Wester suikerfabriek 1958

Auteur: Jan Rutgers

De Wester suikerfabriek was mijn eerste vakantiewerkgever. Eindeloos basterd (bruin en wit) in plastic zakjes scheppen en dan proberen er zoveel (donkerbruin die was altijd wat nattig) als maar mogelijk was in te stampen zonder het zakje te laten scheuren. Het kwam je steevast op een scheldpartij te staan van de weger die voor het juiste gewicht per zakje moest zorgen.
Er was altijd wel wat aan de hand en de werkers haalden onderling de meest bizarre streken uit. De voorlieden hadden er de handen aan vol.

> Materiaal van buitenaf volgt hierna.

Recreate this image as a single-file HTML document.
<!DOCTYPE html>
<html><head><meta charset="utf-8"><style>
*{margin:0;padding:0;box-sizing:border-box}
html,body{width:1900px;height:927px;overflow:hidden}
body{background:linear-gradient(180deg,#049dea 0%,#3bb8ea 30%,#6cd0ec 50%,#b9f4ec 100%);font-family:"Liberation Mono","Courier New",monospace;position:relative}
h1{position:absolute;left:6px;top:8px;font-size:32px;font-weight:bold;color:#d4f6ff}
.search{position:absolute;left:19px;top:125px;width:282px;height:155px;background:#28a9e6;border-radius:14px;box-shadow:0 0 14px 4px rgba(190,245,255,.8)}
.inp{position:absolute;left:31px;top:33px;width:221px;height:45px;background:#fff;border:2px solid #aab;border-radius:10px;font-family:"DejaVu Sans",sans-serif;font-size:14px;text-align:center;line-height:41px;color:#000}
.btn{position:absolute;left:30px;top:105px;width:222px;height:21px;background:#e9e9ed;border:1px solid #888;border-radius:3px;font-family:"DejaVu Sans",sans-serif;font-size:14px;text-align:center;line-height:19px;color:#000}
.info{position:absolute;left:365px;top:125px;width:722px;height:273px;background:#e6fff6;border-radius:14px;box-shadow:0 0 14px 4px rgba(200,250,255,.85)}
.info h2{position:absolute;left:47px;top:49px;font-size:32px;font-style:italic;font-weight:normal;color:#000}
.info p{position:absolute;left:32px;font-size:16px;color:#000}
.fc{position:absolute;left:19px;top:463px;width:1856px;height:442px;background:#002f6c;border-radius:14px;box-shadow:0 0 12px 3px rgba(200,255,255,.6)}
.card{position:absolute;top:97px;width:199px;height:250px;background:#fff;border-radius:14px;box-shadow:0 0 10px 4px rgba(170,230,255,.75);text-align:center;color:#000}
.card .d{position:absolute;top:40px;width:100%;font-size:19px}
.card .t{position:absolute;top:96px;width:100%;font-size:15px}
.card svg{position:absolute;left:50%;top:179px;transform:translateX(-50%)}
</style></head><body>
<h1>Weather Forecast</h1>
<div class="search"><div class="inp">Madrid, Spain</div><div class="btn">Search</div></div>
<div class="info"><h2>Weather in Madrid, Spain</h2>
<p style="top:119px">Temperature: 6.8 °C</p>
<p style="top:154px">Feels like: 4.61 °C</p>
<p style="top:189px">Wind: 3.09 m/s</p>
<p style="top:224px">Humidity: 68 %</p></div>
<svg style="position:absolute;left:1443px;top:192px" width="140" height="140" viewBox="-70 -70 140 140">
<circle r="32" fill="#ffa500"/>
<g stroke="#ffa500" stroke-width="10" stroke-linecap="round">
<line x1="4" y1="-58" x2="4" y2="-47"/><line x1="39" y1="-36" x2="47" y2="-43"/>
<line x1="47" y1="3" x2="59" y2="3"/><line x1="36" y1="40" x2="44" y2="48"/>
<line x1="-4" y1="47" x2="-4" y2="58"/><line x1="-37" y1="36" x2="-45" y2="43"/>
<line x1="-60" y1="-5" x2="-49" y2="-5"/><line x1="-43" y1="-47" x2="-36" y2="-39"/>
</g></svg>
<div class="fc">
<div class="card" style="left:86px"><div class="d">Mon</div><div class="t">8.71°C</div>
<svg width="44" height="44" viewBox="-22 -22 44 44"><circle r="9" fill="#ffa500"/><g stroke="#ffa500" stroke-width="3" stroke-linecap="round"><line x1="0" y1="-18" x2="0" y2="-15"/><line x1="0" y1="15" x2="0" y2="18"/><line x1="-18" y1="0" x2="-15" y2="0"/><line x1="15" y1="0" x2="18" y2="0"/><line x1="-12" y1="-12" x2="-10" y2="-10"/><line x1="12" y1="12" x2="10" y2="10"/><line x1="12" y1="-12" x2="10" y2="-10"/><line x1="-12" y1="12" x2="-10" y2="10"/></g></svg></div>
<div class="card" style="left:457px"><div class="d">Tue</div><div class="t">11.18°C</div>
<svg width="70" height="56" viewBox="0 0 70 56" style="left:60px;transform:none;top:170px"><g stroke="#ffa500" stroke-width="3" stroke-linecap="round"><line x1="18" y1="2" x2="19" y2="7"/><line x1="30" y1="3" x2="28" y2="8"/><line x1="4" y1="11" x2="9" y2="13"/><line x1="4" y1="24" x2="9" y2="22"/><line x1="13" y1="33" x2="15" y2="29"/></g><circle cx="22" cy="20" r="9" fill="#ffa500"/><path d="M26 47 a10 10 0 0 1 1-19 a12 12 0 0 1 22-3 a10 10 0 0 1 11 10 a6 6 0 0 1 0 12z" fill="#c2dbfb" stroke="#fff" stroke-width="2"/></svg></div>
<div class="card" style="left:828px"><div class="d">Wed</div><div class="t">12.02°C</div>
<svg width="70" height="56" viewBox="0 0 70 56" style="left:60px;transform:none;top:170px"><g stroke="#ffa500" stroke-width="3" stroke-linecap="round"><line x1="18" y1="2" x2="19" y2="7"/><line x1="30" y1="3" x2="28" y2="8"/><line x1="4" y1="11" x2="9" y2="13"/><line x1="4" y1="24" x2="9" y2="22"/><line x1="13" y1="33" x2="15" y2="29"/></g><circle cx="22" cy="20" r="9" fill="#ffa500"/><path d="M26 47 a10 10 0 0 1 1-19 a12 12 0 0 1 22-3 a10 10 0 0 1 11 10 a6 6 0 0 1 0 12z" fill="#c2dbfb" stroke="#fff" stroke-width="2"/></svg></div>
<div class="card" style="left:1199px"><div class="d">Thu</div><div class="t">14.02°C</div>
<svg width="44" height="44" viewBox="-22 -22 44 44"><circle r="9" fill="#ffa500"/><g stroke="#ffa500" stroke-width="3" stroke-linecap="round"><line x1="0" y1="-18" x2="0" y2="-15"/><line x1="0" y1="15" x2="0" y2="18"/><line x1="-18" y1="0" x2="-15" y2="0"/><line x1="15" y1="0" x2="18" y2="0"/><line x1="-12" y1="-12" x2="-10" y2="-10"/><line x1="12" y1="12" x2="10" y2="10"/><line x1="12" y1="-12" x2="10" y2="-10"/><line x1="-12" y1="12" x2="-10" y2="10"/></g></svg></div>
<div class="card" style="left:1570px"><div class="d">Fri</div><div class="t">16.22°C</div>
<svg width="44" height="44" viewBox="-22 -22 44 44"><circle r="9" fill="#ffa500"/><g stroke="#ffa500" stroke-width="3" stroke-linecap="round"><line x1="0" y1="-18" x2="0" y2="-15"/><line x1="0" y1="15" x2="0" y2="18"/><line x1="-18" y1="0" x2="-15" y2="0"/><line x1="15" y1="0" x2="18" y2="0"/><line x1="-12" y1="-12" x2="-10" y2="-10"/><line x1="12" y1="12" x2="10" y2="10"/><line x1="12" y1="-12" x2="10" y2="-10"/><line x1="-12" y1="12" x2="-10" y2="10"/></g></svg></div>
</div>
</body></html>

Één voorval is me altijd helder voor de geest blijven staan.
Op de afdeling waar de (kartonnen)bekers met suikerstroop werden gevuld, viel wel eens een beker om op de machine en om het schoonmaken te vergemakkelijken lag er onder de hele lengte van de loopband een aantal jute zakken. Die werden dan op gezette tijden weggehaald en uitgespoeld om dan weer dienst te doen.
De man die daarvoor zorgde was niet geheel fris in het hoofd en op een keer liep hij op de loopbrug met een aantal zakken (waar de stroop vanaf droop) en werd daar op aangesproken door een voorman. Waarom precies weet ik niet meer, maar plotseling smeet hij de zakken over de leuning op het hoofd van de voorman, die binnen de kortste keren de stroop langs zijn hoofd en kleren had afdruipen.

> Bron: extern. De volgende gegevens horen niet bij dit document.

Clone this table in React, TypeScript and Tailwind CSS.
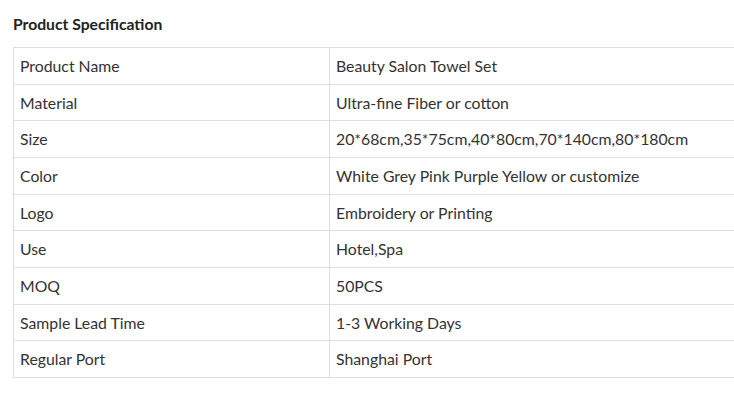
const rows: [string, string][] = [
  ["Product Name", "Beauty Salon Towel Set"],
  ["Material", "Ultra-fine Fiber or cotton"],
  ["Size", "20*68cm,35*75cm,40*80cm,70*140cm,80*180cm"],
  ["Color", "White Grey Pink Purple Yellow or customize"],
  ["Logo", "Embroidery or Printing"],
  ["Use", "Hotel,Spa"],
  ["MOQ", "50PCS"],
  ["Sample Lead Time", "1-3 Working Days"],
  ["Regular Port", "Shanghai Port"],
];

export default function App() {
  return (
    <div
      className="w-[734px] h-[405px] overflow-hidden bg-white text-[#333]"
      style={{ fontFamily: "Lato, 'Open Sans', sans-serif" }}
    >
      <div className="pl-[13px] pt-[14px]">
        <h2 className="text-[15.7px] font-bold leading-[20px] text-[#222]">
          Product Specification
        </h2>
        <table className="mt-[13px] w-[760px] border-collapse text-[15.8px] text-[#333]">
          <tbody>
            {rows.map(([k, v]) => (
              <tr key={k}>
                <td className="w-[316px] border border-[#ddd] px-[6px] py-2 leading-[19.67px]">
                  {k}
                </td>
                <td className="border border-[#ddd] px-[6px] py-2 leading-[19.67px]">
                  {v}
                </td>
              </tr>
            ))}
          </tbody>
        </table>
      </div>
    </div>
  );
}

De dader riep nog overmoedig, dat hij nou net op een bokkepootje leek, maar dat werd hem niet in dank afgenomen. De afdelingschef kwam er bij en deelde mee dat de dader op moest passen, want hij stond al op de zwarte lijst. "Krijg ik dan meer loon?", was zijn gortdroge antwoord.
Wij lagen op de grond van het lachen, maar de voorman was nog dagen niet te genieten.
Ik kan me niet voorstellen, dat er door de suikerfabriek ooit een cent aan ons werd verdiend, we trapten meer lol dan dat er gewerkt werd. Het was vast daarom, dat ik het volgend jaar niet terug hoefde te komen.